Para empezar, asume un año cero. En este punto arbitrario, una persona podría pisar un pedazo de tierra, mezclar su trabajo con él y reclamarlo como suyo. Locke usó a Estados Unidos como un ejemplo de la pizarra en blanco sobre la cual las personas podrían establecer sus derechos. Pero la tierra (como admitió Blackstone) se convirtió en una pizarra en blanco solo a través del exterminio de quienes vivían allí.
El colono no solo podía borrar todos los derechos anteriores, sino que también podía borrar todos los derechos futuros. Al mezclar tu trabajo con la tierra una vez, tú y tus descendientes adquieren el derecho a ella a perpetuidad, hasta que decidan venderla. De este modo, evitan que todos los futuros reclamantes obtengan riqueza natural por los mismos medios.
Peor aún, según Locke, «tu» labor incluye la labor de quienes trabajan para ti. Pero, ¿por qué las personas que hacen el trabajo no deberían ser las que adquieren los derechos? Es comprensible solo cuando te das cuenta de que, por «hombre», Locke no significa toda la humanidad, sino los hombres europeos “de propiedad”. Los que trabajaban para ellos no tenían tales derechos. Lo que esto significaba, a fines del siglo XVII, era que los derechos en gran escala podían justificarse, bajo su sistema, solo por la propiedad de esclavos. Tal vez inadvertidamente, Locke produjo una carta para los derechos humanos de los propietarios de esclavos.
Incluso si las objeciones a esto pudieran ser descartadas, ¿de qué se trata el trabajo que mágicamente convierte todo lo que toca en propiedad privada? ¿Por qué no establecer su derecho a la riqueza natural al orinar sobre ella? Los argumentos que defienden nuestro sistema económico son frágiles y absurdos. Despéjalos, y verás que toda la estructura se basa en el saqueo: el saqueo de otras personas, el saqueo de otras naciones, el saqueo de otras especies y el saqueo del futuro.

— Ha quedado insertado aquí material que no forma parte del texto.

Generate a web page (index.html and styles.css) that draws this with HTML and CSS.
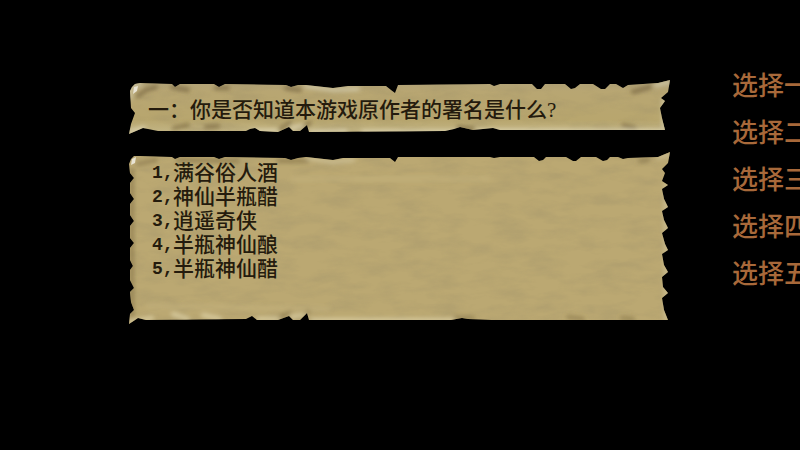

Sin embargo, sobre la base de estos absurdos, los ricos se arrogan el derecho a comprar la riqueza natural de la que otros dependen. Locke advirtió que su justificación funciona solo si «hay suficiente, y tan bueno, que se deja en común para los demás». Hoy en día, ya sea que esté hablando de la tierra, la atmósfera, los sistemas vivos, las riquezas minerales o la mayoría de las otras formas de riqueza natural, está claro que no hay «suficiente y tan bueno» en común. Todo lo que tomamos para nosotros lo tomamos de alguien más.
Puede ajustar este sistema. Puedes buscar modificarlo. Pero no puedes hacerlo solo.

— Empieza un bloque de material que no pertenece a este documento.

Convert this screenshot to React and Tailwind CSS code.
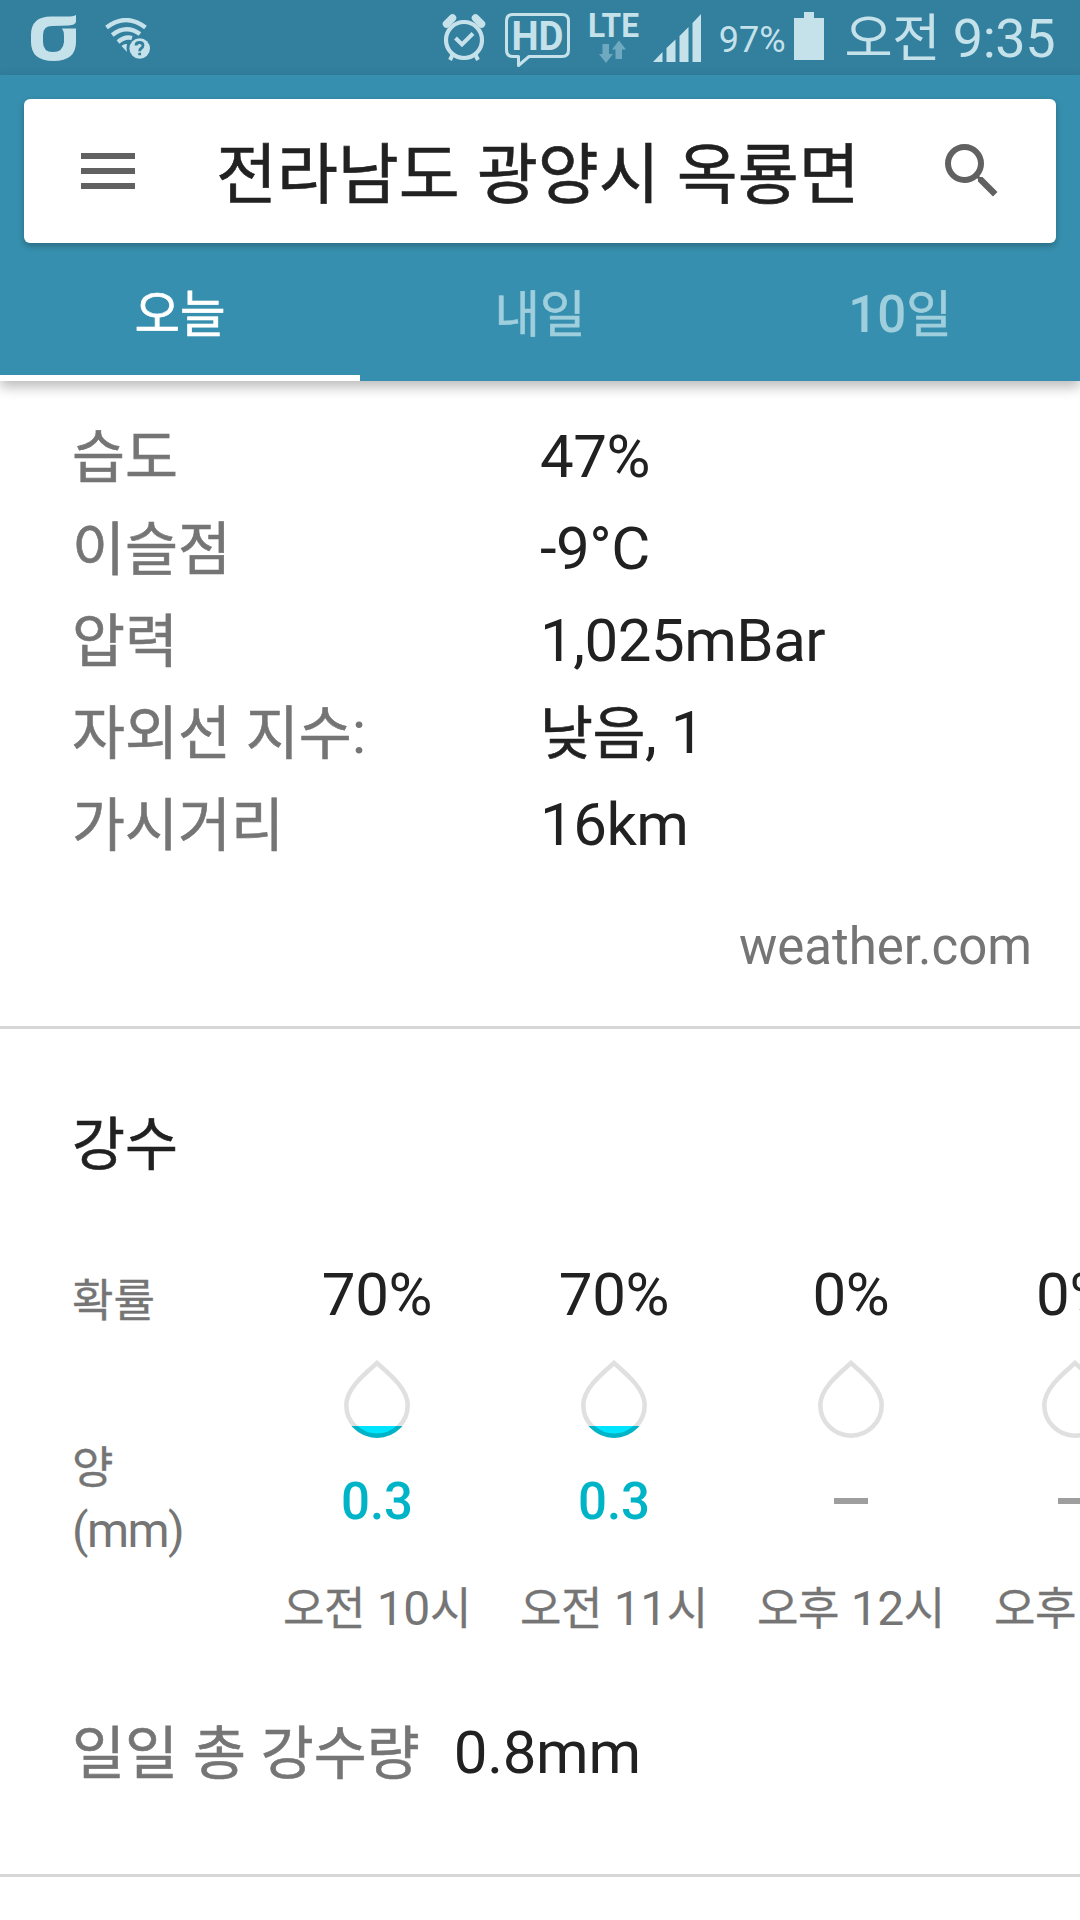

Entonces, ¿qué debe tomar su lugar? Me parece que el principio fundamental de cualquier sistema justo es que aquellos que aún no están vivos tendrán, cuando nazcan, los mismos derechos que los que están vivos hoy. A primera vista, esto no parece cambiar nada: el primer artículo de la Declaración Universal de los Derechos Humanos dice que «todos los seres humanos nacen libres e iguales en dignidad y derechos». Pero esta declaración casi no tiene sentido, porque no hay nada en la declaración que insista en que una generación no pueda robar a la siguiente. El artículo que falta puede verse así: «Cada generación tendrá el mismo derecho al disfrute de la riqueza natural».

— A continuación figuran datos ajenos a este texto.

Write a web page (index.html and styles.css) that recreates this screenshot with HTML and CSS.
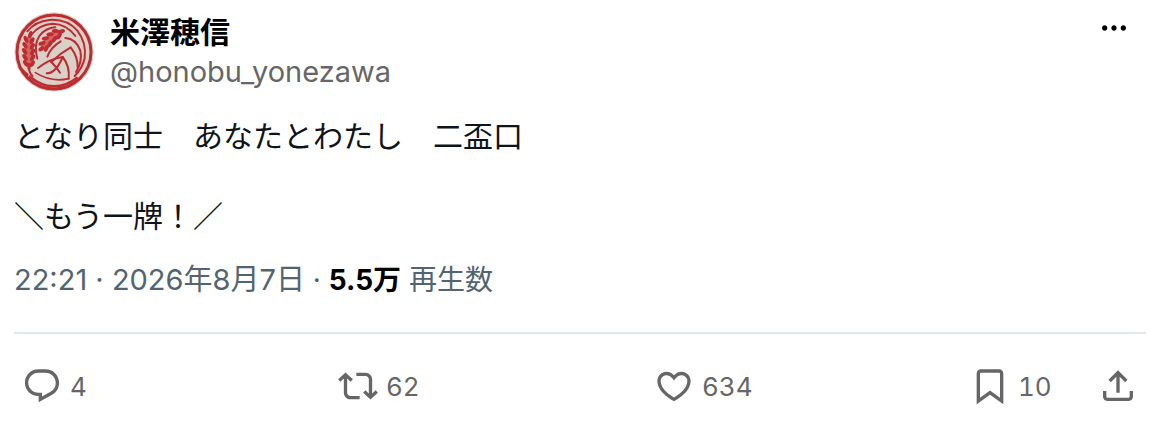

Este principio es difícil de disputar, pero parece cambiarlo todo. Inmediatamente, nos dice que no se debe utilizar ningún recurso renovable más allá de su tasa de reposición. No se debe utilizar ningún recurso no renovable que no se pueda reciclar y reutilizar por completo. Esto conduce inexorablemente a dos grandes cambios: una economía circular desde la cual los materiales nunca se pierden; y el fin de la quema de combustibles fósiles.
Pero ¿qué pasa con la tierra misma? En este mundo densamente poblado, toda propiedad de la tierra necesariamente excluye la propiedad de otros. El artículo 17 de la Declaración Universal es contradictorio. Dice: «Toda persona tiene derecho a poseer una propiedad». Pero como no establece un límite en la cantidad que una persona puede poseer, garantiza que no todos tengan este derecho. Me gustaría cambiarlo por esto: «Toda persona tiene derecho a usar la propiedad sin infringir los derechos de los demás a usarla». La implicación es que toda persona nacida hoy adquirirá el mismo derecho de uso o deberá ser compensada por su exclusión. Una forma de implementar esto es a través de importantes impuestos sobre la tierra, pagados en un fondo de riqueza soberana. Alteraría y restringiría el concepto de propiedad, y garantizaría que las economías tendieran a la distribución, en lugar de a la concentración.
Estas simples sugerencias plantean un millar de preguntas. No tengo todas las respuestas. Pero tales temas deberían ser objeto de conversaciones animadas en todas partes. Prevenir la ruptura ambiental y el colapso sistémico significa desafiar nuestras creencias más profundas y menos examinadas.